Back in New York, they spend a lot of time with many of Mo’s university friends, especially Astrid and Donald, “a languidly confident couple” (279), who own a brownstone in Brooklyn and who were originally Graham’s friends. Gogol views Mo’s friends as elitist and pretentious and finds it difficult to participate in conversations, but he realizes with dismay that Mo wishes to be like them. After seeing them, she appears dissatisfied with their own way of life.
During one dinner, the talk is about baby names, as Astrid is pregnant. Slightly drunk, Mo suddenly reveals that Gogol has changed his name, and he feels this as a betrayal, even though she is obviously not aware of the significance of the occasion. Angry, he claims that there is no such thing as a perfect name and that people should remain nameless until they can choose their own names.
Throughout the novel, Lahiri uses the technique of time shifts to quicken the action and further the plot.

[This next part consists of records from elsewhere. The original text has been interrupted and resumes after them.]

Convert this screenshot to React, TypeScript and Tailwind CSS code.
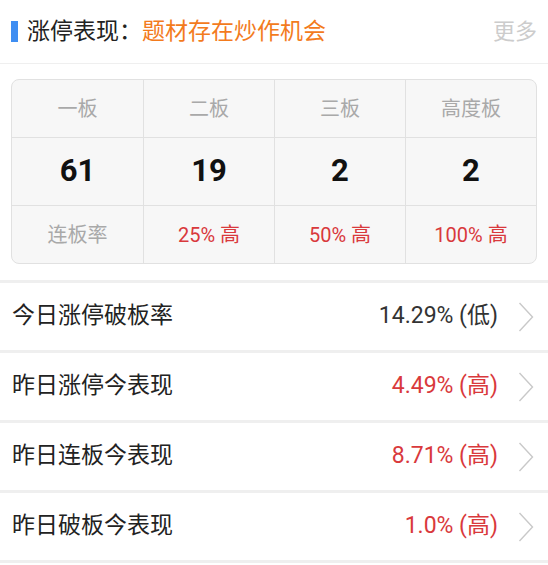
const font = "font-['Roboto','Noto_Sans_CJK_SC',sans-serif]";

type Cell = { head: string; count: number; rate: string; muted?: boolean };

const cells: Cell[] = [
  { head: '一板', count: 61, rate: '连板率', muted: true },
  { head: '二板', count: 19, rate: '25% 高' },
  { head: '三板', count: 2, rate: '50% 高' },
  { head: '高度板', count: 2, rate: '100% 高' },
];

type Row = { label: string; value: string; high: boolean };

const rows: Row[] = [
  { label: '今日涨停破板率', value: '14.29% (低)', high: false },
  { label: '昨日涨停今表现', value: '4.49% (高)', high: true },
  { label: '昨日连板今表现', value: '8.71% (高)', high: true },
  { label: '昨日破板今表现', value: '1.0% (高)', high: true },
];

function Chevron() {
  return (
    <svg width="16" height="30" viewBox="0 0 16 30" fill="none" className="shrink-0">
      <polyline points="1.5,1 14.5,15 1.5,29" stroke="#c9c9c9" strokeWidth="1.4" />
    </svg>
  );
}

export default function App() {
  return (
    <div className={`${font} min-h-[565px] w-[548px] bg-white`}>
      <div className="flex h-[64px] items-center border-b border-[#efefef] pr-[11px]">
        <div className="ml-[11px] h-[21px] w-[7px] bg-[#3f8ef2]" />
        <div className="ml-[9px] text-[23px] leading-none text-[#222222]">涨停表现：</div>
        <div className="text-[23px] leading-none text-[#f37b1d]">题材存在炒作机会</div>
        <div className="ml-auto text-[22px] leading-none text-[#cccccc]">更多</div>
      </div>

      <div className="mx-[11px] mt-[15px] grid grid-cols-4 overflow-hidden rounded-[8px] border border-[#e1e1e1] bg-[#f7f7f7]">
        {cells.map((c, i) => (
          <div
            key={c.head}
            className={`flex h-[57px] items-center justify-center text-[20px] text-[#a9a9a9] ${i > 0 ? 'border-l border-[#e1e1e1]' : ''}`}
          >
            {c.head}
          </div>
        ))}
        {cells.map((c, i) => (
          <div
            key={c.head + '-n'}
            className={`flex h-[68px] items-center justify-center border-t border-[#e1e1e1] text-[31px] font-bold text-[#111111] ${i > 0 ? 'border-l' : ''}`}
          >
            {c.count}
          </div>
        ))}
        {cells.map((c, i) => (
          <div
            key={c.head + '-r'}
            className={`flex h-[58px] items-center justify-center border-t border-[#e1e1e1] text-[20px] ${c.muted ? 'text-[#a9a9a9]' : 'text-[#d9393c]'} ${i > 0 ? 'border-l' : ''}`}
          >
            {c.rate}
          </div>
        ))}
      </div>

      <div className="mt-[16px] border-t-[3px] border-[#efefef]">
        {rows.map((r) => (
          <div
            key={r.label}
            className="flex h-[70px] items-center border-b-[3px] border-[#efefef] pl-[12px] pr-[14px]"
          >
            <span className="text-[23px] text-[#222222]">{r.label}</span>
            <span className={`ml-auto text-[23px] ${r.high ? 'text-[#d9393c]' : 'text-[#333333]'}`}>
              {r.value}
            </span>
            <span className="ml-[20px]">
              <Chevron />
            </span>
          </div>
        ))}
      </div>
    </div>
  );
}
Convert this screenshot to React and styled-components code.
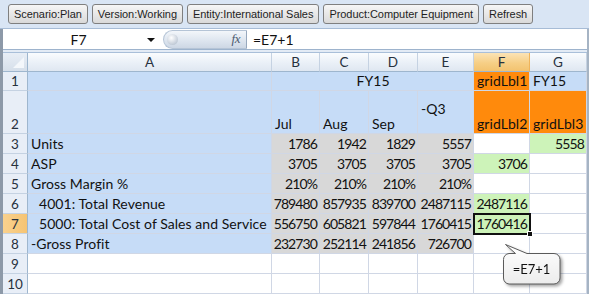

In Chapter 7, Ashima has lived in the USA for 28 years, and this is roughly the time span the novel has covered since the first chapter. In a novel of this size, this is a necessary and functional technique, as it allows the author to focus on key events in the characters’ lives and approach them analytically without slowing narration down with unnecessary details. Furthermore, this technique also highlights the events that prove to be instrumental or formative in the characters’ lives.
It has taken Ashima almost 30 years to achieve a level of comfortable assimilation into the American society, which is evidenced by her joining the local library. However, just when she has grown comfortable in her new status, Ashoke suddenly dies, which throws her again into a state of sorrow, confusion, and disarray. This moment parallels the beginning of the novel, only now Lahiri juxtaposes death and the birth from the first chapter. Ashoke’s disappearance from life and the novel is sudden and reflects his position as a character: even though he has been instrumental in getting the family settled in America, his life story comes alive only during his younger years, especially thanks to his brush with death. Once Ashoke has died, Gogol understands how much of his own life he has spent not registering his father’s presence, much as the reader will. In this way, Lahiri underscores the ebb and flow of individual lives and reminds us of the fact that some people seem always to play the supporting role in the lives of others around them. When Gogol spends the night in his father’s rented, empty apartment, he fails to connect with his father’s spirit in a way that shows that he has absented his father from his life a long time ago. This causes another shift in Gogol’s character which leads him to break off his relationship with Maxine and spend more time with his mother and sister.
Meeting Mo in Chapter 8 proves to be yet another significant step in Gogol’s journey to maturity and self-reliance (and another key juncture in the novel’s structure). Their marriage seems destined because they both share the same ambivalence toward their heritage and are able to understand one another. However, Gogol soon realizes that Mo’s coping mechanisms are more decisive and ultimately more brutal than his; her rejection of two cultures for the third, and her year of abandon in Paris are two such examples. More importantly, Mo’s fantasies do not match Gogol’s. Where his character yearns for stability of identity, hers finds comfort in adopting various complex psychological guises, which we see in the difference between the Mo Gogol knows and the one she reveals in front of her urbane friends. Symbolically, Gogol begins to realize how treacherous Mo’s fantasy life is once she breezily reveals his name change to her friends, proving she has not grasped the significance the event has had on her husband. Gogol’s reaction is to embrace the fantastic idea of children remaining nameless until they can decide on a name for themselves. This moment reveals how deeply conflicted he still is about his own name and what role it has played in his life.